When the current housing bubble burst all of these “building society banks” failed, starting with Northern Rock and also spread to those smaller true banks who had bought up the larger B Soc Banks like ”Halifax”; in this case the Halifax Bank of Scotland. So all of the B Soc Banks have now gone leaving the situation back at square one – the true mutual building societies and the true banks. The latter have a hangover however because they have become far more involved in the domestic housing market as a result of all this disruption and now have a greater lend long element in their business.
The outcome of all this is that in the UK, (because building societies are a uniquely British creation that do not occur anywhere else) the situation has now returned to sanity with good Building Society principles and true Banks operating under the sound rules forged over hundreds of years. All of the hybrids have gone except where they have been taken over by true banks or have been nationalized by the government with the aim of winding them up in due course.

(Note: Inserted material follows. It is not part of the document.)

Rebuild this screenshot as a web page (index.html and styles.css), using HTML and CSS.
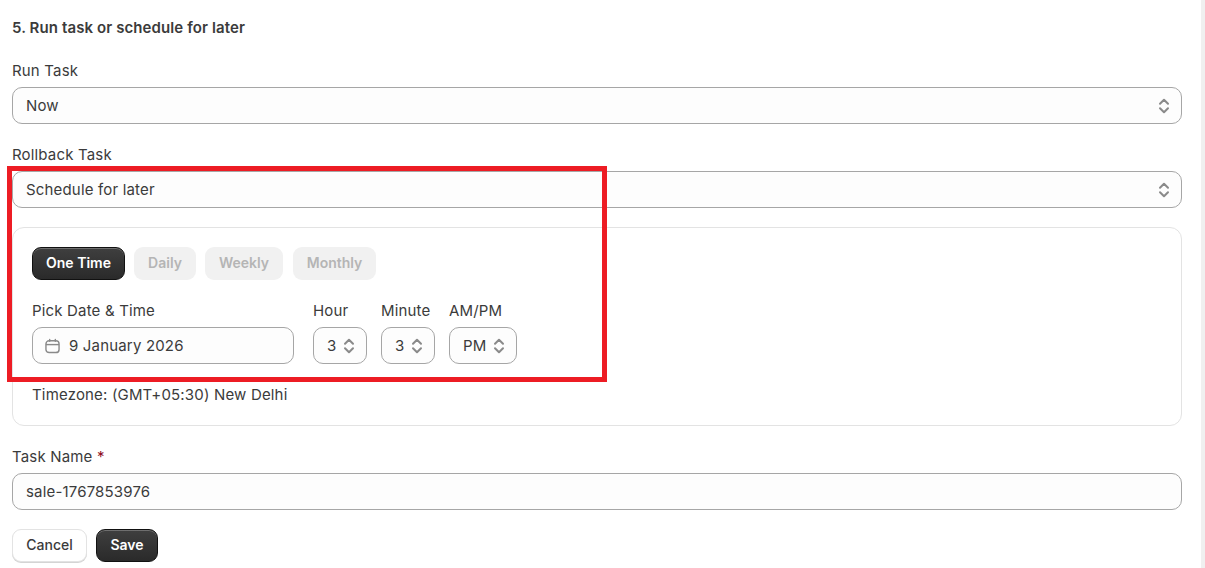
FILE: index.html
```html
<!DOCTYPE html>
<html>
<head>
  <meta charset="UTF-8">
  <title>Run task or schedule for later</title>
  <link rel="stylesheet" href="styles.css">
</head>
<body>
  <svg class="icon-defs" width="0" height="0">
    <symbol id="chevrons" viewBox="0 0 12 18">
      <path d="M2 6.8 L6 2.8 L10 6.8 M2 11.2 L6 15.2 L10 11.2" fill="none" stroke="currentColor" stroke-width="2" stroke-linecap="round" stroke-linejoin="round"/>
    </symbol>
  </svg>

  <main class="page">
    <h2 class="section-title">5. Run task or schedule for later</h2>

    <div class="field field-first">
      <div class="label">Run Task</div>
      <div class="control">
        <span class="value">Now</span>
        <svg class="chevrons"><use href="#chevrons"/></svg>
      </div>
    </div>

    <div class="field">
      <div class="label">Rollback Task</div>
      <div class="control">
        <span class="value">Schedule for later</span>
        <svg class="chevrons"><use href="#chevrons"/></svg>
      </div>
    </div>

    <div class="card">
      <div class="tabs">
        <button class="btn btn-dark tab">One Time</button>
        <button class="tab tab-off tab-daily">Daily</button>
        <button class="tab tab-off tab-weekly">Weekly</button>
        <button class="tab tab-off tab-monthly">Monthly</button>
      </div>

      <div class="time-row">
        <div class="time-field date-field">
          <div class="label">Pick Date &amp; Time</div>
          <div class="control control-date">
            <svg class="calendar" viewBox="0 0 16 16">
              <path d="M5 1 V3 M11 1 V3" fill="none" stroke="currentColor" stroke-width="1.5" stroke-linecap="round"/>
              <rect x="1" y="2.4" width="14" height="12.6" rx="3.4" fill="none" stroke="currentColor" stroke-width="1.5"/>
              <path d="M1 6.5 H15" fill="none" stroke="currentColor" stroke-width="1.5"/>
            </svg>
            <span class="value">9 January 2026</span>
          </div>
        </div>
        <div class="time-field hour-field">
          <div class="label">Hour</div>
          <div class="control control-small">
            <span class="value">3</span>
            <svg class="chevrons"><use href="#chevrons"/></svg>
          </div>
        </div>
        <div class="time-field minute-field">
          <div class="label">Minute</div>
          <div class="control control-small">
            <span class="value">3</span>
            <svg class="chevrons"><use href="#chevrons"/></svg>
          </div>
        </div>
        <div class="time-field ampm-field">
          <div class="label">AM/PM</div>
          <div class="control control-small">
            <span class="value">PM</span>
            <svg class="chevrons"><use href="#chevrons"/></svg>
          </div>
        </div>
      </div>

      <p class="timezone">Timezone: (GMT+05:30) New Delhi</p>
    </div>

    <div class="field field-name">
      <div class="label">Task Name <span class="required">*</span></div>
      <div class="control">
        <span class="value">sale-1767853976</span>
      </div>
    </div>

    <div class="actions">
      <button class="btn btn-light">Cancel</button>
      <button class="btn btn-dark btn-save">Save</button>
    </div>

    <div class="highlight"></div>
  </main>

  <div class="scroll-track"></div>
</body>
</html>
```

FILE: styles.css
```css
html, body {
  margin: 0;
  height: 100%;
  overflow: hidden;
}
body {
  font-family: Inter, 'Liberation Sans', sans-serif;
  font-size: 15px;
  letter-spacing: 0.17px;
  color: #3b3b3b;
  background-color: #fff;
  display: flex;
}
.icon-defs {
  position: absolute;
}
.page {
  position: relative;
  width: 1170px;
  padding: 18px 0 0 12px;
}
.section-title {
  margin: 0;
  font-size: 15px;
  line-height: 19px;
  font-weight: 600;
  letter-spacing: 0.1px;
}
.field {
  margin-top: 20px;
}
.field-first {
  margin-top: 23px;
}
.label {
  height: 24px;
  line-height: 22px;
  margin-bottom: 3px;
  white-space: nowrap;
}
.required {
  color: #8e0b21;
}
.control {
  height: 37px;
  box-sizing: border-box;
  display: flex;
  align-items: center;
  justify-content: space-between;
  padding: 0 11px 0 13px;
  border: 1px solid #a6a6a6;
  border-radius: 10px;
  background-color: #fdfdfd;
  white-space: nowrap;
}
.value {
  margin-bottom: 1px;
}
.chevrons {
  width: 12px;
  height: 18px;
  color: #8a8a8a;
  flex: none;
}
.card {
  margin-top: 19px;
  height: 199px;
  box-sizing: border-box;
  padding: 19px 19px 0;
  border: 1px solid #e3e3e3;
  border-radius: 12px;
  background-color: #fff;
}
.tabs {
  display: flex;
  gap: 9px;
}
button {
  font-family: inherit;
  font-size: 14px;
  font-weight: 600;
  letter-spacing: 0;
  border: none;
  padding: 0 0 2px;
  height: 33px;
  border-radius: 9px;
}
.tab {
  width: 93px;
}
.tab-off {
  background-color: #f1f1f1;
  color: #b5b5b5;
}
.tab-daily {
  width: 62px;
}
.tab-weekly {
  width: 78px;
}
.tab-monthly {
  width: 83px;
  margin-left: 1px;
}
.btn-dark {
  color: #fff;
  background: linear-gradient(#3f3f3f, #2a2a2a);
  border: 1px solid #111;
  box-shadow: inset 0 1px 0 rgba(255,255,255,0.25);
}
.btn-light {
  width: 75px;
  font-weight: 500;
  color: #3b3b3b;
  background-color: #fff;
  border: 1px solid #e3e3e3;
  box-shadow: 0 1px 0 #d4d4d4;
}
.btn-save {
  width: 62px;
}
.time-row {
  display: flex;
  margin-top: 20px;
}
.date-field {
  width: 262px;
  margin-right: 19px;
}
.hour-field, .minute-field {
  width: 54px;
  margin-right: 14px;
}
.ampm-field {
  width: 68px;
}
.control-date {
  justify-content: flex-start;
  gap: 9px;
  padding-left: 12px;
}
.calendar {
  width: 15px;
  height: 16px;
  color: #8a8a8a;
  flex: none;
}
.timezone {
  margin: 20px 0 0;
  line-height: 22px;
}
.actions {
  display: flex;
  gap: 9px;
  margin-top: 19px;
}
.highlight {
  position: absolute;
  left: 7px;
  top: 166px;
  width: 590px;
  height: 206px;
  border: 5px solid #ed1c24;
}
.scroll-track {
  margin-left: 19px;
  width: 4px;
  background-color: #f0f0f0;
}
```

There is one fly in the ointment however. The law enabling building societies to convert to banks still exists and at some time in the far future when all of this present turmoil has died down and been forgotten, a “bright spark” is again going to erupt and think of this brilliant idea.
The basic problem is that in general people do not learn from history, or from other people’s mistakes, and politicians are unfortunately the foremost examples of this failing in the human race.